Supplements: What are the extras?
If you were one of the ones who went out and bought the standard DVD when it came out, I’m happy to tell you that all of the supplements have been ported over to this new HD version. You even get the standard DVD on the flip side of the disc. I won’t comment on this trend, some like it and some don’t so we’ll leave it at that. The commentary by Romero is the only supplement on the HD side and he offers up a pretty decent track. Directors of horror films are often very proud of their work, though the public might not really put a zombie movie at the forefront. The other supplements are on the other side of the disc, thus nullifying the fact that this is a HD DVD and there’s ample space on one side of the disc. But I digress…
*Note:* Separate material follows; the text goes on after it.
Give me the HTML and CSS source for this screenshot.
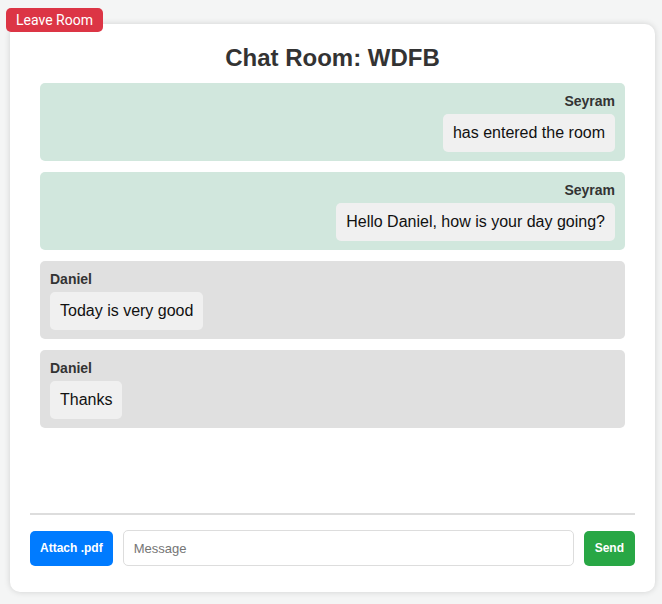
FILE: index.html
```html
<!DOCTYPE html>
<html>
<head>
<meta charset="utf-8">
<link rel="stylesheet" href="styles.css">
</head>
<body>
<button class="leave">Leave Room</button>
<div class="card">
  <h2 class="title">Chat Room: WDFB</h2>
  <div class="messages">
    <div class="msg mine">
      <div class="name">Seyram</div>
      <div class="bubble">has entered the room</div>
    </div>
    <div class="msg mine">
      <div class="name">Seyram</div>
      <div class="bubble">Hello Daniel, how is your day going?</div>
    </div>
    <div class="msg other">
      <div class="name">Daniel</div>
      <div class="bubble">Today is very good</div>
    </div>
    <div class="msg other">
      <div class="name">Daniel</div>
      <div class="bubble">Thanks</div>
    </div>
  </div>
  <form class="composer">
    <button type="button" class="btn attach">Attach .pdf</button>
    <input class="input" type="text" placeholder="Message">
    <button type="button" class="btn send">Send</button>
  </form>
</div>
</body>
</html>
```
FILE: styles.css
```css
* { box-sizing: border-box; }
html, body { margin: 0; padding: 0; }
body {
  background: #f4f5f5;
  font-family: "Liberation Sans", Arial, sans-serif;
  padding: 24px 7px 12px 10px;
  min-height: 604px;
}
.leave {
  position: absolute;
  top: 8px;
  left: 6px;
  height: 24px;
  padding: 0 10px;
  background: #dc3545;
  color: #fff;
  border: none;
  border-radius: 5px;
  font-family: Roboto, sans-serif;
  font-size: 14px;
  font-weight: 400;
}
.card {
  background: #fff;
  border-radius: 10px;
  box-shadow: 0 0 6px rgba(0,0,0,0.15);
  padding: 20px 20px 20px 20px;
  height: 568px;
  display: flex;
  flex-direction: column;
}
.title {
  margin: 0 0 11px;
  font-size: 24px;
  line-height: 28px;
  text-align: center;
  color: #333;
  font-weight: bold;
}
.messages {
  height: 420px;
  margin: 0 0 10px;
  padding: 0 10px;
  display: flex;
  flex-direction: column;
  gap: 11px;
}
.msg {
  border-radius: 5px;
  padding: 10px 10px 10px;
  display: flex;
  flex-direction: column;
  height: 78px;
}
.msg.mine { background: #d1e7dd; align-items: flex-end; }
.msg.other { background: #e0e0e0; align-items: flex-start; }
.name {
  font-size: 14px;
  line-height: 16px;
  font-weight: bold;
  color: #333;
  margin: 0 0 5px;
}
.bubble {
  background: #f0f0f0;
  border-radius: 5px;
  padding: 10px;
  font-size: 16px;
  line-height: 18px;
  color: #111;
}
.composer {
  border-top: 2px solid #ddd;
  padding-top: 15px;
  display: flex;
  align-items: center;
  gap: 10px;
  margin: 0;
}
.btn {
  height: 35px;
  border: none;
  border-radius: 5px;
  color: #fff;
  font-family: "Liberation Sans", Arial, sans-serif;
  font-weight: bold;
  font-size: 12px;
  padding: 0 10px;
}
.attach { background: #007bff; }
.send { background: #28a745; padding: 0 11px; }
.input {
  flex: 1;
  height: 36px;
  border: 1px solid #ddd;
  border-radius: 5px;
  padding: 0 10px;
  font-family: "Liberation Sans", Arial, sans-serif;
  font-size: 13px;
  color: #333;
}
.input::placeholder { color: #757575; }
```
The supplements are basically a lot of featurettes, dealing with makeup and how they brought the dead back to life. I do have to mention, however, that one of the funniest moments in my DVD reviewing career comes when John Leguizamo hosts “A Day with the Living Dead”. Leguizamo has a great humorous side (as evidenced in other films) and literally starts yelling at the fake zombies. Evidently he got mad at the zombie that bit him in the movie and he starts slapping and yelling at the fake zombie on camera. I had to watch it again and yes, it’s really that funny. Aside from that, the rest of the featurettes are what we’d expect – how they did this and that. There’s a music video, three deleted scenes and we even get to meet “Shaun of the Dead” stars Simon Pegg and Edgar Wright. If you’re a zombie fan this you’ll know what to expect, but as for me I might have to check a few more out before I know how to rank this one.